- Born: Julie Elizabeth Gough
- Scientific career
- Fields: Tissue engineering Biomaterials Scaffolds Magnesium alloys Self-assembling peptides
- Workplaces: The University of Manchester Imperial College University of Nottingham
- Website: www.research.manchester.ac.uk/portal/j.gough.html

= Julie Elizabeth Gough =

British cell biologist

Julie Elizabeth Gough is a Professor of Biomaterials and Tissue Engineering at The University of Manchester. She specializes on controlling cellular responses at the cell-biomaterial interface by engineering defined surfaces for mechanically sensitive connective tissues.
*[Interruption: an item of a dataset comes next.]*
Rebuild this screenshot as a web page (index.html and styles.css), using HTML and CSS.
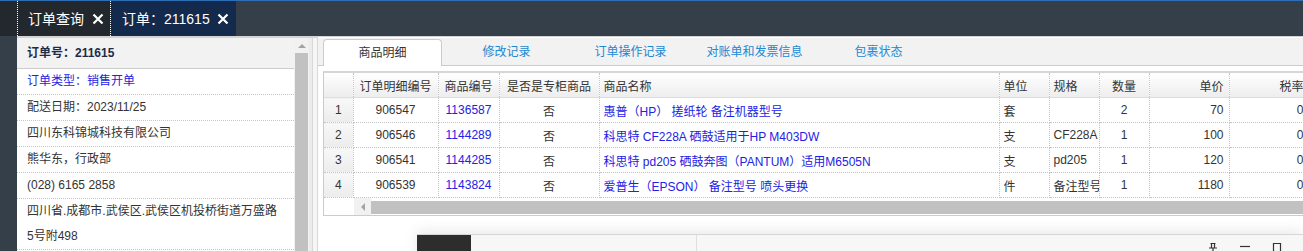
FILE: index.html
```html
<!DOCTYPE html>
<html lang="zh-CN">
<head>
    <meta charset="UTF-8">
    <title>订单：211615</title>
    <link rel="stylesheet" href="styles.css">
</head>
<body>
    <div class="topbar">
        <div class="lead"></div>
        <div class="tab tab-list">
            <span>订单查询</span>
            <svg class="close" width="12" height="12" viewBox="0 0 12 12"><path d="M1.5 1.5L10.5 10.5M10.5 1.5L1.5 10.5"/></svg>
        </div>
        <div class="tab tab-order">
            <span>订单：211615</span>
            <svg class="close" width="12" height="12" viewBox="0 0 12 12"><path d="M1.5 1.5L10.5 10.5M10.5 1.5L1.5 10.5"/></svg>
        </div>
    </div>

    <div class="main">
        <div class="side">
            <div class="side-body">
                <div class="side-head">订单号：211615</div>
                <div class="side-row link">订单类型：销售开单</div>
                <div class="side-row">配送日期：2023/11/25</div>
                <div class="side-row">四川东科锦城科技有限公司</div>
                <div class="side-row">熊华东，行政部</div>
                <div class="side-row">(028) 6165 2858</div>
                <div class="side-row">四川省.成都市.武侯区.武侯区机投桥街道万盛路<br>5号附498</div>
            </div>
            <div class="vscroll">
                <div class="up"></div>
                <div class="vthumb"></div>
            </div>
        </div>
        <div class="gap"></div>

        <div class="content">
            <div class="tabs">
                <div class="ptab active">商品明细</div>
                <div class="ptab">修改记录</div>
                <div class="ptab">订单操作记录</div>
                <div class="ptab">对账单和发票信息</div>
                <div class="ptab">包裹状态</div>
            </div>

            <div class="grid">
                <table>
                    <colgroup>
                        <col style="width:29px">
                        <col style="width:85px">
                        <col style="width:61px">
                        <col style="width:100px">
                        <col style="width:400px">
                        <col style="width:50px">
                        <col style="width:50px">
                        <col style="width:50px">
                        <col style="width:80px">
                        <col style="width:80px">
                    </colgroup>
                    <thead>
                        <tr>
                            <th class="rn"></th>
                            <th>订单明细编号</th>
                            <th>商品编号</th>
                            <th>是否是专柜商品</th>
                            <th class="left">商品名称</th>
                            <th class="left">单位</th>
                            <th class="left">规格</th>
                            <th>数量</th>
                            <th class="right">单价</th>
                            <th class="right">税率</th>
                        </tr>
                    </thead>
                    <tbody>
                        <tr>
                            <td class="rn">1</td>
                            <td>906547</td>
                            <td class="blue">1136587</td>
                            <td>否</td>
                            <td class="left blue">惠普（HP） 搓纸轮 备注机器型号</td>
                            <td class="left">套</td>
                            <td class="left"></td>
                            <td>2</td>
                            <td class="right">70</td>
                            <td class="right">0</td>
                        </tr>
                        <tr>
                            <td class="rn">2</td>
                            <td>906546</td>
                            <td class="blue">1144289</td>
                            <td>否</td>
                            <td class="left blue">科思特 CF228A 硒鼓适用于HP M403DW</td>
                            <td class="left">支</td>
                            <td class="left">CF228A</td>
                            <td>1</td>
                            <td class="right">100</td>
                            <td class="right">0</td>
                        </tr>
                        <tr>
                            <td class="rn">3</td>
                            <td>906541</td>
                            <td class="blue">1144285</td>
                            <td>否</td>
                            <td class="left blue">科思特 pd205 硒鼓奔图（PANTUM）适用M6505N</td>
                            <td class="left">支</td>
                            <td class="left">pd205</td>
                            <td>1</td>
                            <td class="right">120</td>
                            <td class="right">0</td>
                        </tr>
                        <tr>
                            <td class="rn">4</td>
                            <td>906539</td>
                            <td class="blue">1143824</td>
                            <td>否</td>
                            <td class="left blue">爱普生（EPSON） 备注型号 喷头更换</td>
                            <td class="left">件</td>
                            <td class="left">备注型号</td>
                            <td>1</td>
                            <td class="right">1180</td>
                            <td class="right">0</td>
                        </tr>
                    </tbody>
                </table>
                <div class="hscroll">
                    <div class="hs-blank"></div>
                    <div class="hs-arrow"></div>
                    <div class="hs-thumb"></div>
                </div>
            </div>
        </div>
    </div>

    <div class="window">
        <div class="win-dark"></div>
        <div class="win-seg"></div>
        <div class="win-title"></div>
        <div class="win-tools">
            <svg width="12" height="12" viewBox="0 0 12 12"><path d="M3.5 0.5h5M4.5 0.5v4M7.5 0.5v4M2 5h8M6 5v7"/></svg>
            <svg width="12" height="12" viewBox="0 0 12 12"><path d="M1 3.5h10"/></svg>
            <svg width="12" height="12" viewBox="0 0 12 12"><path d="M2.5 0.5h7v11h-7z"/></svg>
        </div>
    </div>
</body>
</html>
```

FILE: styles.css
```css
body {
    margin: 0;
    height: 251px;
    overflow: hidden;
    position: relative;
    background-color: #343f4a;
    font-family: "Liberation Sans", "Noto Sans CJK SC", sans-serif;
    font-size: 12px;
    color: #333;
}
.topbar {
    display: flex;
    height: 35px;
    border-top: 1px solid #2f6fb6;
    background-color: #343f4a;
}
.topbar .lead {
    width: 17px;
    background-color: #23282e;
}
.tab {
    display: flex;
    align-items: center;
    color: #fff;
    font-size: 14px;
    line-height: 16px;
}
.tab-list {
    background-color: #23282e;
    border-left: 1px dotted #fff;
    border-right: 1px dotted #fff;
    padding: 0 6px 0 10px;
    gap: 8px;
}
.tab-order {
    background-color: #142a4c;
    padding: 0 7px 0 11px;
    gap: 7px;
}
.close path {
    stroke: #fff;
    stroke-width: 2.2;
    fill: none;
}
.main {
    display: flex;
    height: 215px;
    margin-left: 17px;
}
.side {
    display: flex;
    width: 292px;
    padding-right: 3px;
    background-color: #ececec;
    border-top: 2px solid #d3d3d3;
    border-right: 1px solid #d8d8d8;
}
.side-body {
    flex: 1;
    background: #fff;
}
.side-head {
    height: 30px;
    line-height: 30px;
    padding-left: 10px;
    background-color: #f2f2f2;
    border-bottom: 1px solid #ccc;
    font-weight: bold;
    color: #1f2b4a;
}
.side-row {
    line-height: 25px;
    padding-left: 10px;
    border-bottom: 1px dotted #c6c6c6;
}
.side-row.link {
    color: #2323e0;
}
.vscroll {
    width: 15px;
    background-color: #f1f1f1;
    display: flex;
    flex-direction: column;
    align-items: center;
}
.up {
    margin-top: 6px;
    width: 0;
    height: 0;
    border-left: 4px solid transparent;
    border-right: 4px solid transparent;
    border-bottom: 4px solid #a3a3a3;
}
.vthumb {
    margin-top: 5px;
    width: 13px;
    flex: 1;
    background-color: #c1c1c1;
}
.gap {
    width: 4px;
    background-color: #f6f6f6;
    border-top: 2px solid #d3d3d3;
}
.content {
    flex: 1;
    min-width: 0;
    overflow: hidden;
    background: #fff;
    border-left: 1px solid #d8d8d8;
    border-top: 1px solid #d3d3d3;
}
.tabs {
    display: flex;
    gap: 5px;
    height: 27px;
    padding: 0 0 0 5px;
    margin-top: 1px;
    background-color: #f2f2f2;
    border-bottom: 1px solid #ccc;
}
.ptab {
    width: 119px;
    flex: none;
    margin-top: 1px;
    text-align: center;
    line-height: 26px;
    color: #2188d2;
}
.ptab.active {
    background: #fff;
    color: #333;
    border: 1px solid #ccc;
    border-bottom: none;
    border-radius: 4px 4px 0 0;
    margin-bottom: -1px;
    height: 27px;
    box-sizing: border-box;
}
.grid {
    margin: 5px 0 0 5px;
    width: 985px;
    border: 1px solid #ccc;
    border-top: 2px solid #d6d6d6;
    border-right: none;
}
table {
    table-layout: fixed;
    border-collapse: collapse;
    width: 985px;
}
th, td {
    height: 24px;
    padding: 0 4px;
    text-align: center;
    font-weight: normal;
    white-space: nowrap;
    overflow: hidden;
    border-right: 1px dotted #c4c4c4;
    border-bottom: 1px dotted #c4c4c4;
}
th {
    height: 24px;
    background: linear-gradient(#fff, #ededed);
    border-bottom: 1px solid #dedede;
}
td.rn {
    background: linear-gradient(#f8f8f8, #ececec);
}
.left {
    text-align: left;
}
.right {
    text-align: right;
    padding-right: 5px;
}
.blue {
    color: #2222e6;
}
.hscroll {
    display: flex;
    height: 17px;
}
.hs-blank {
    width: 30px;
}
.hs-arrow {
    width: 17px;
    background-color: #f1f1f1;
    display: flex;
    align-items: center;
    justify-content: center;
}
.hs-arrow::before {
    content: "";
    border-top: 4px solid transparent;
    border-bottom: 4px solid transparent;
    border-right: 4px solid #a3a3a3;
}
.hs-thumb {
    flex: 1;
    margin: 3px 0 1px;
    background-color: #c1c1c1;
}
.window {
    position: absolute;
    left: 417px;
    top: 234px;
    right: 0;
    height: 40px;
    display: flex;
    background-color: #f7f7f7;
    border-top: 1px solid #d6d6d6;
    box-shadow: 0 -3px 14px rgba(0,0,0,0.09);
}
.win-dark {
    width: 54px;
    background-color: #2d2d2d;
}
.win-seg {
    width: 225px;
    border-right: 1px solid #e0e0e0;
}
.win-title {
    flex: 1;
}
.win-tools {
    display: flex;
    gap: 20px;
    padding: 8px 20px 0 0;
}
.win-tools path {
    stroke: #333;
    stroke-width: 1.2;
    fill: none;
}
```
== Early life and education ==
Gough is a cell biologist. She studied cell- and immunobiology, and molecular pathology and toxicology at the University of Leicester, graduating with a BSc in 1993 and an MSc in 1994, respectively. She continued her doctoral studies at the University of Nottingham, earning her PhD in Biomaterials in 1998. Between 1998 and 2002, she furthered her studies at both Nottingham and Imperial College London as a postdoctoral fellow working on novel composites and bioactive glasses for bone repair.

== Research and career ==
Gough joined the School of Materials, Faculty of Science and Engineering at The University of Manchester, as a lecturer in 2002. She was quickly promoted to Senior lecturer and Reader in 2006 and 2010, respectively.
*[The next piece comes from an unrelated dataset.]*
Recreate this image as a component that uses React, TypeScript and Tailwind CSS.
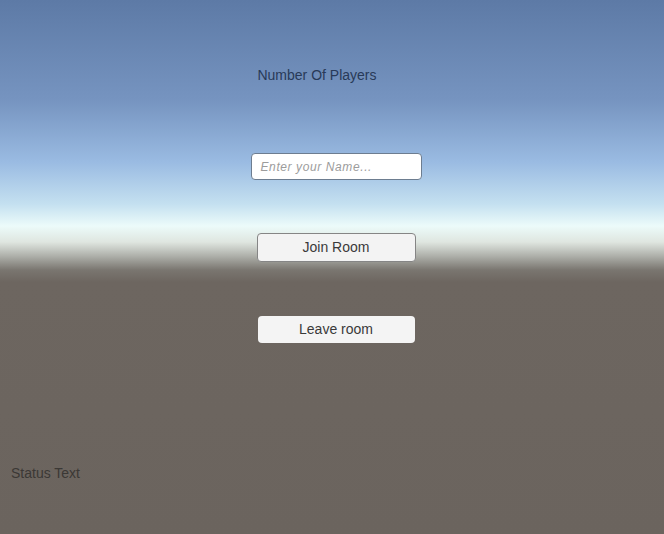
export default function App() {
  return (
    <div
      className="relative flex h-[534px] w-[664px] flex-col overflow-hidden bg-[linear-gradient(to_bottom,#5d7aa6_0px,#7694c0_100px,#9abbe2_162px,#c4e0f0_204px,#ecfbfa_226px,#dfe6e0_242px,#aeb0aa_256px,#7a7670_270px,#6d6660_282px,#6b645e_534px)] font-['Liberation_Sans',Arial,sans-serif]"
    >
      <div className="flex flex-col items-center">
        <p className="mt-[67px] mr-[30px] text-[14px] leading-4 text-[#283a58]">
          Number Of Players
        </p>

        <div className="mt-[70px] ml-[8px] flex h-[27px] w-[171px] items-center rounded-[4px] border border-[#6d7d90] bg-white px-[9px]">
          <span className="text-[12px] italic tracking-[0.6px] text-[#9c9c9c]">
            Enter your Name...
          </span>
        </div>

        <button className="mt-[53px] ml-[8px] h-[29px] w-[159px] rounded-[4px] border border-[#858585] bg-[#f3f3f3] text-[14px] text-[#3a3a3a]">
          Join Room
        </button>

        <button className="mt-[54px] ml-[8px] h-[27px] w-[157px] rounded-[4px] bg-[#f4f4f4] text-[14px] text-[#3a3a3a]">
          Leave room
        </button>
      </div>

      <p className="mt-[122px] ml-[11px] text-[14px] leading-4 text-[#3b3835]">
        Status Text
      </p>
    </div>
  );
}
From 2012 to 2013 she was a Royal Academy of Engineering/Leverhulme Trust Senior Research Fellow. Gough was made full Professor in 2014.

Since then, she has continued her research in tissue engineering of mechanically sensitive connective tissues such as bone, cartilage, skeletal muscle and the intervertebral disc. This includes analysis and control of cells such as osteoblasts, chondrocytes, fibroblasts, keratinocytes, myoblasts and macrophages on a variety of materials and scaffolds. Her research also involves the development of scaffolds for tissue repair using novel hydrogels and magnesium alloys as various porous and fibrous materials. Gough has worked on the advisory board of the journal Biomaterials Science, and as part of the local organising committee for the World Biomaterials Congress.